(Records for processing):
»»

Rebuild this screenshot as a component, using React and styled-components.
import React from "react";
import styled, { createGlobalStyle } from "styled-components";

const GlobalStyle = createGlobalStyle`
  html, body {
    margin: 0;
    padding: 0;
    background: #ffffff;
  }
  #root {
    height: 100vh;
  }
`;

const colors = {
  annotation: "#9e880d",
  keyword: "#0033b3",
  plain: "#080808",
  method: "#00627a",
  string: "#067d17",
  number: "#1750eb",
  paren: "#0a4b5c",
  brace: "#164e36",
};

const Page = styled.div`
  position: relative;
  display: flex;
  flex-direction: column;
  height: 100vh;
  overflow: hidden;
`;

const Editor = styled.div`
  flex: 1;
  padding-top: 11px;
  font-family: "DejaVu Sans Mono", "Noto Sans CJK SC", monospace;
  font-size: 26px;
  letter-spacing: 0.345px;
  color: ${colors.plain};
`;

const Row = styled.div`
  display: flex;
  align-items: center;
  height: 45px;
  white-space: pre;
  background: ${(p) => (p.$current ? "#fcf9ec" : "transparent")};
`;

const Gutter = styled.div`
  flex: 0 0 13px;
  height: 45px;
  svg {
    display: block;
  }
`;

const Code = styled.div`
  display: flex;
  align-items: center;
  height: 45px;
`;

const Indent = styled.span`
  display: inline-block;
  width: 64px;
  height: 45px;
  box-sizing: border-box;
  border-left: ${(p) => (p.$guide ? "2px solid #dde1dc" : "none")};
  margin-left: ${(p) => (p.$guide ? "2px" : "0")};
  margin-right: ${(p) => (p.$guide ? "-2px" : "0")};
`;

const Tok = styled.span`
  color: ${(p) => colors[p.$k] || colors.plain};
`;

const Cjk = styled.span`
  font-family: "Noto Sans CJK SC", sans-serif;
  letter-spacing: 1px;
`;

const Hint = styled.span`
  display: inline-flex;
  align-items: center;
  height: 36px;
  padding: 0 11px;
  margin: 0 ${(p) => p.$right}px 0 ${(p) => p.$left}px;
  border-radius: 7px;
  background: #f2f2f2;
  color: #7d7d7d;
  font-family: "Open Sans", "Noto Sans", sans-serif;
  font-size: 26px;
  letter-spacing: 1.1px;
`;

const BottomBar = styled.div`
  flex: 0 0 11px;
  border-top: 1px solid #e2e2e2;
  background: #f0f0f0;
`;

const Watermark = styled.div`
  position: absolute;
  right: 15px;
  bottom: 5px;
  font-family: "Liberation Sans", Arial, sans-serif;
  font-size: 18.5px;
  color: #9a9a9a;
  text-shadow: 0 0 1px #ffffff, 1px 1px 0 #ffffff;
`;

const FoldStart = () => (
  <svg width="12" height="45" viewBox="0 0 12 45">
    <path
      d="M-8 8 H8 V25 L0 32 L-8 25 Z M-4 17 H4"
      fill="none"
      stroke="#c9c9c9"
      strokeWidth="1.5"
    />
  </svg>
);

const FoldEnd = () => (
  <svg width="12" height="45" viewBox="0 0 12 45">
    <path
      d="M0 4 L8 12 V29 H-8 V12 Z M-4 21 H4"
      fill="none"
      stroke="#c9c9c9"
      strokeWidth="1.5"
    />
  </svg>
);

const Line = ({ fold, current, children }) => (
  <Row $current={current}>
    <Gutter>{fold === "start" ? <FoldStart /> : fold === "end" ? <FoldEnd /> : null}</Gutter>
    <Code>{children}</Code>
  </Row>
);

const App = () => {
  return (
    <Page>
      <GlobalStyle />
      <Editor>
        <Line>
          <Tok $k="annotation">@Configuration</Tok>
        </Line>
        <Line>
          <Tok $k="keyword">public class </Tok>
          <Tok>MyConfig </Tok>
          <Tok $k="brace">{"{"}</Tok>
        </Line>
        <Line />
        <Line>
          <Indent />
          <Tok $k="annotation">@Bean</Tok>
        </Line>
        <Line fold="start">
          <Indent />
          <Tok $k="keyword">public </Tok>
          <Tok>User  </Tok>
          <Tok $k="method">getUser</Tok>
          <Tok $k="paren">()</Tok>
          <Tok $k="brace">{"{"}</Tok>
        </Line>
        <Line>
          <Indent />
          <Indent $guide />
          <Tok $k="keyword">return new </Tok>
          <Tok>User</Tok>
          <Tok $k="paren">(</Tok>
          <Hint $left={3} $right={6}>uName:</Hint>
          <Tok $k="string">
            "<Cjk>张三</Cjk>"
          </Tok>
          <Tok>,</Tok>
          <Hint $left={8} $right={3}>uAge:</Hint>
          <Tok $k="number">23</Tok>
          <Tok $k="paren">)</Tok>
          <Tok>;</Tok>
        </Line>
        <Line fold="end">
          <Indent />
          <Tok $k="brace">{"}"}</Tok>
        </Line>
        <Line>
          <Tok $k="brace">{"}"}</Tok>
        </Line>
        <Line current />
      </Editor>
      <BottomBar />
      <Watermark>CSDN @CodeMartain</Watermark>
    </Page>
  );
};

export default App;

««
»»

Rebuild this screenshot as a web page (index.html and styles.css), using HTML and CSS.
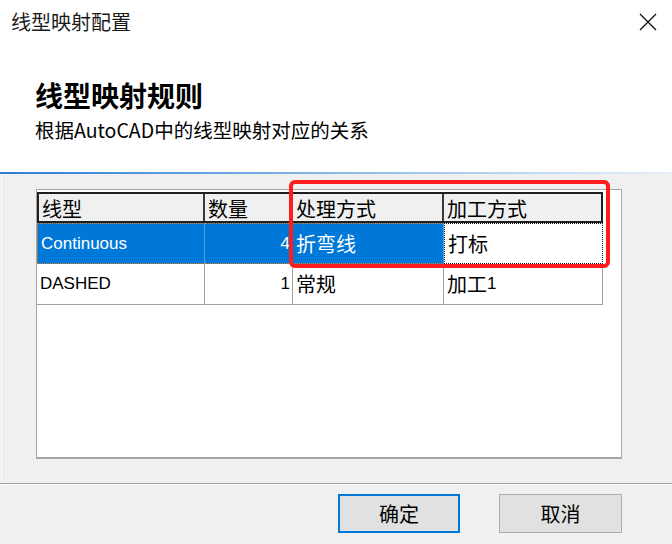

««
»»

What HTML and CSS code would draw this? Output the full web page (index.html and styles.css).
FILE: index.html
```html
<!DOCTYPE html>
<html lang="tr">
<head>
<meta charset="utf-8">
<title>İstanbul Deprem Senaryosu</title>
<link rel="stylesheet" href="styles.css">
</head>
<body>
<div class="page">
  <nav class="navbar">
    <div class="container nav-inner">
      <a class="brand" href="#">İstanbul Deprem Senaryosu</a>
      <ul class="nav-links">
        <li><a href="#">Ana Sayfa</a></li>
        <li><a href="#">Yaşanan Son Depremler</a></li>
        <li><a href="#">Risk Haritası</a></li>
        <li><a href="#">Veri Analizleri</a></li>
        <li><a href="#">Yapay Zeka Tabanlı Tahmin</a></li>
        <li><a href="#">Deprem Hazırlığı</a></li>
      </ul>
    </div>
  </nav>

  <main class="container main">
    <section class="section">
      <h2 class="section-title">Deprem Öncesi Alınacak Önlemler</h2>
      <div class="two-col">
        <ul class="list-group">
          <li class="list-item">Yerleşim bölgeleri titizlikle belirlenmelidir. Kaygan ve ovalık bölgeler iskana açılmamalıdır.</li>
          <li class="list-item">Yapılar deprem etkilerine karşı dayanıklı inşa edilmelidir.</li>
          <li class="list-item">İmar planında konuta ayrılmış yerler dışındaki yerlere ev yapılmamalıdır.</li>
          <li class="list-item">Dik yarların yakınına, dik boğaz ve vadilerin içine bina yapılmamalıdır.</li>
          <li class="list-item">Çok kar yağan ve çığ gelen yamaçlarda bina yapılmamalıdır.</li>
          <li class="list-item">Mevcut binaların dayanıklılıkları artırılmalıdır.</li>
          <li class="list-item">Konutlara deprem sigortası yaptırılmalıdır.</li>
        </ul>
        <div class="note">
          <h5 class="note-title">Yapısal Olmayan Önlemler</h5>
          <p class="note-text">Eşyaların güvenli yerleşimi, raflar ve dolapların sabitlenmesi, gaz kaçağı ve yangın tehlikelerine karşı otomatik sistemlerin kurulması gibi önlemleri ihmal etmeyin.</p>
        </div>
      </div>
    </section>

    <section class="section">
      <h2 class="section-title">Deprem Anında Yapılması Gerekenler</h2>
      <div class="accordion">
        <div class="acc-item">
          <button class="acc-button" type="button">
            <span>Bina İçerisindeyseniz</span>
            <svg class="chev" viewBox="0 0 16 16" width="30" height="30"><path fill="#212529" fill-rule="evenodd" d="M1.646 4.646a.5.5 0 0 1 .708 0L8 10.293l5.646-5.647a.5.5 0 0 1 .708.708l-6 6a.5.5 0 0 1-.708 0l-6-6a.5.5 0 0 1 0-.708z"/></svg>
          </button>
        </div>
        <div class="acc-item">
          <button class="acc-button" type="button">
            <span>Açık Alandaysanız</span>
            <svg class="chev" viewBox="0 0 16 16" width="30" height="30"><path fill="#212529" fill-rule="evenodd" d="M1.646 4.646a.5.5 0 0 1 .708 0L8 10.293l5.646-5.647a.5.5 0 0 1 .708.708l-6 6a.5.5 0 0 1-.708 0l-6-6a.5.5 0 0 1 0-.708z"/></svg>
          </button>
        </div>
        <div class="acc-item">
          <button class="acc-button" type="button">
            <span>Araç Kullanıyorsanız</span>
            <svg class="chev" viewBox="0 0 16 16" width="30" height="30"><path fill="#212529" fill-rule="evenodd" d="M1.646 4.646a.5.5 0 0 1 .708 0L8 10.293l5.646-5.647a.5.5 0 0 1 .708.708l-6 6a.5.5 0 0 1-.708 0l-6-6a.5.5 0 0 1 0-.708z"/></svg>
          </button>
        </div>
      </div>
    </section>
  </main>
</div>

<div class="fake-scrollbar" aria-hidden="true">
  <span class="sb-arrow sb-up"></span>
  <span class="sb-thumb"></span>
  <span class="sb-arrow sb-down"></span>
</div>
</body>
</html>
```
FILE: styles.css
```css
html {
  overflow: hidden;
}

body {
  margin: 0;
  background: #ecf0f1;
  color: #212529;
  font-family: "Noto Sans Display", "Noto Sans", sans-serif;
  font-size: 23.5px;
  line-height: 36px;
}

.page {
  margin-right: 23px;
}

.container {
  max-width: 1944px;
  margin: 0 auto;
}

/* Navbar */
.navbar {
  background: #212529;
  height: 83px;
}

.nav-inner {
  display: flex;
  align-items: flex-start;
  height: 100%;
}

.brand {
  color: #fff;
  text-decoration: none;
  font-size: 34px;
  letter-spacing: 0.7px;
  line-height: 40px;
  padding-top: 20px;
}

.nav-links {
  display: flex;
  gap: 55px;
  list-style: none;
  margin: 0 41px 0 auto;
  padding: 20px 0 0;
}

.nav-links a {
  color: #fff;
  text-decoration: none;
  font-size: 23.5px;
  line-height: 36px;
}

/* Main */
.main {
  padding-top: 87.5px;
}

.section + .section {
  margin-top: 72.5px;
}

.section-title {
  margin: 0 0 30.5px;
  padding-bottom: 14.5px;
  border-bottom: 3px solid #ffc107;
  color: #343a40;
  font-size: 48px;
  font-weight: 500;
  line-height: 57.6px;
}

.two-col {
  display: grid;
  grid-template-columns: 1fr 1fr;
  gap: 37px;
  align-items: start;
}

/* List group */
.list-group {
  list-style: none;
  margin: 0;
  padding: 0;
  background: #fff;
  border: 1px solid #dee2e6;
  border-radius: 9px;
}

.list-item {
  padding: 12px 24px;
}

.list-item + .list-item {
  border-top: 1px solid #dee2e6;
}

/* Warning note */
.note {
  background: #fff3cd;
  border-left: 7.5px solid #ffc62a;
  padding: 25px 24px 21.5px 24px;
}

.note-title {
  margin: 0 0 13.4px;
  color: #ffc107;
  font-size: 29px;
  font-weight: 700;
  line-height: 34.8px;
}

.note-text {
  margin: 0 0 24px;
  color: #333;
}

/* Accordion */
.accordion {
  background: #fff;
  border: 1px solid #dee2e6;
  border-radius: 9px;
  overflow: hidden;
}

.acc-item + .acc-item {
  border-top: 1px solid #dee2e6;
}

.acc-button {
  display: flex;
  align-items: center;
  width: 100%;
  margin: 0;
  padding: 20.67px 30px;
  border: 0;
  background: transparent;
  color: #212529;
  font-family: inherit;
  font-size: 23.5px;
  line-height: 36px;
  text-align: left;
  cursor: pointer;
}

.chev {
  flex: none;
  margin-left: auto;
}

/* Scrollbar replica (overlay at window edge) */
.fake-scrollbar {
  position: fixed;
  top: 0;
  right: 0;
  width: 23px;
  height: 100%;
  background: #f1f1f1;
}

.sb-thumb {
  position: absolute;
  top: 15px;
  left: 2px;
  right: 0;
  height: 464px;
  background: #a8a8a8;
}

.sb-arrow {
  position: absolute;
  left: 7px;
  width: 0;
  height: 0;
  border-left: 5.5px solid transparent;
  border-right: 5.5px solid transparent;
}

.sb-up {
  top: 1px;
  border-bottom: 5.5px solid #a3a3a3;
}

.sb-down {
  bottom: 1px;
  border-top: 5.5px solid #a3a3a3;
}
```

««

(Exercise requirements):
Working from the entries above, return all lines that contain "screenshot".

(Final result):
Rebuild this screenshot as a component, using React and styled-components.
Rebuild this screenshot as a web page (index.html and styles.css), using HTML and CSS.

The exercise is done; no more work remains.